Un débat encore ouvert

Le vocabulaire employé dans l’arrêt du 30 août 2023 permet de revenir sur les termes utilisés par le code monétaire et financier. Il existe, notamment, une différence importante entre l’autorisation de paiement et l’authentification de paiement. La raison de la cassation repose au moins implicitement sur cette distinction puisque le tribunal judiciaire n’a pas exploité l’absence d’authentification forte que le client invoquait pourtant dans ses écritures en première instance selon le moyen développé en cassation. Les magistrats doivent, dans ces espèces complexes, toujours vérifier si l’authentification forte prévue par la directive DSP2 a été bien exigée par le prestataire de services quand celle-ci s’impose. C’est un argumentaire désormais bien établi des conseils des clients victimes de fraude.
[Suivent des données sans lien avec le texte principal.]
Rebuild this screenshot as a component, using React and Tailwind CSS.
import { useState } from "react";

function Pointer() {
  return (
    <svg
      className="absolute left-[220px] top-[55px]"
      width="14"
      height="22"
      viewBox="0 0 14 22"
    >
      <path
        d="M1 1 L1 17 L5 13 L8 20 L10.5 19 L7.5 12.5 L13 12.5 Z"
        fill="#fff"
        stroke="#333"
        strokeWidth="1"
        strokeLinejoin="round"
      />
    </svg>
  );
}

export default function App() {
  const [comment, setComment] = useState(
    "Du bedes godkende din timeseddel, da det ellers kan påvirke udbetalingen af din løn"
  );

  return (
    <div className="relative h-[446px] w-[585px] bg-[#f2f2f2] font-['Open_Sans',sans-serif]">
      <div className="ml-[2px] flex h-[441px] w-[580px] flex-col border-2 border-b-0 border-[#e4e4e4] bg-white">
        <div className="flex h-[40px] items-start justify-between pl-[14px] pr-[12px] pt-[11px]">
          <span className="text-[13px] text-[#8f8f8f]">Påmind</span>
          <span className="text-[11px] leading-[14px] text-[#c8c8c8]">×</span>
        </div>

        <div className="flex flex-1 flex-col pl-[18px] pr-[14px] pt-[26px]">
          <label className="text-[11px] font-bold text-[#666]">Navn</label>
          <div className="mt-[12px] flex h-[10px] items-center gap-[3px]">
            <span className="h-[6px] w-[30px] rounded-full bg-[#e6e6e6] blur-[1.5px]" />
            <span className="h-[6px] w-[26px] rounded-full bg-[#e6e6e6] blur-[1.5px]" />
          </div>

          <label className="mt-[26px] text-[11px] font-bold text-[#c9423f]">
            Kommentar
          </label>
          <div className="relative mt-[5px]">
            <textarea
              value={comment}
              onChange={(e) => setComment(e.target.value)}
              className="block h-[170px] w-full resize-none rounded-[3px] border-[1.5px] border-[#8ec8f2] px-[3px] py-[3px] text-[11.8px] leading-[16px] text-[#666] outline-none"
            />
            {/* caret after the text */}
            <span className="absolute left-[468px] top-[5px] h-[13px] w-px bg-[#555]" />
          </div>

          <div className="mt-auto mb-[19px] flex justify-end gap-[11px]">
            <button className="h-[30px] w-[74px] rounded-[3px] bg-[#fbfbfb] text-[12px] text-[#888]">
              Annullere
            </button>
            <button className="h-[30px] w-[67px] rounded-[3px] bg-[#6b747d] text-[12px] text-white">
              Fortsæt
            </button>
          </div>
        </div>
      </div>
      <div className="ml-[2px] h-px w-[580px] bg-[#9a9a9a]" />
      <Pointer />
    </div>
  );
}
Sous l’angle du droit probatoire, la question se complexifie. Le propre d’une opération non autorisée par le client réside dans… la découverte d’un débit inconnu sur lequel il n’a aucune prise. Seul le prestataire de services de paiement du payeur peut avoir la preuve la plus adéquate en la matière si une telle authentification forte a bien été proposée. Ceci implique que le débat devant le Tribunal judiciaire de Clermont-Ferrand autrement composé soit encore ouvert. Il ne devrait y avoir guère de difficultés au vu de la rédaction du moyen qui semble pouvoir démontrer une telle absence d’authentification forte. À dire vrai, quand l’authentification forte est exigée, l’opération de paiement non autorisée échoue la plupart du temps. Ce n’est que lorsque le paiement passe dans les mailles du filet que la question se pose et dissocie alors authentification et autorisation.
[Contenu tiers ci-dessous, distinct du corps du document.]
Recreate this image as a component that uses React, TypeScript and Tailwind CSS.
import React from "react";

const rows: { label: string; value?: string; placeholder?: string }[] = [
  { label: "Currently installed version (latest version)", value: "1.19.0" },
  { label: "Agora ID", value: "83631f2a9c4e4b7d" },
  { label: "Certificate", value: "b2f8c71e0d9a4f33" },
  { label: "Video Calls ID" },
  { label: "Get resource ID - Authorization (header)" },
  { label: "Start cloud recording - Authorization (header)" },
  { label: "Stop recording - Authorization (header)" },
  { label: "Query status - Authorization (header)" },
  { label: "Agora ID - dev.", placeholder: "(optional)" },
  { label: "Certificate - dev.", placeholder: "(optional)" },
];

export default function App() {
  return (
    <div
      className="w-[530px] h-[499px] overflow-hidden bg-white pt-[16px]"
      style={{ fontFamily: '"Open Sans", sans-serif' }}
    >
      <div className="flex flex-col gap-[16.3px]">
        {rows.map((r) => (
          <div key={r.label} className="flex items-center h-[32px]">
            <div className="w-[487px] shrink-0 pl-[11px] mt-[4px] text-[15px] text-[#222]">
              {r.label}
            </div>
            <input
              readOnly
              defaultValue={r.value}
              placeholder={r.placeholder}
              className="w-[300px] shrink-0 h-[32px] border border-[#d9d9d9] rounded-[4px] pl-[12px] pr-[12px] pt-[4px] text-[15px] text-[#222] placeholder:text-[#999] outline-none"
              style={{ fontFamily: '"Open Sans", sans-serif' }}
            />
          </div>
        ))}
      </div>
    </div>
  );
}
Voici donc un arrêt intéressant qui devra impérativement attirer l’attention des services juridiques des établissements bancaires. Les refus injustifiés de remboursement en contradiction avec les directives DSP1 et DSP2 conduiront nécessairement à ce que la banque succombe et soit condamnée non seulement au remboursement mais également aux entiers dépens de la procédure et à une certaine somme au titre de l’article 700 du code de procédure civile (ici, 3 000 € à hauteur de cassation). Prudence est mère de sûreté.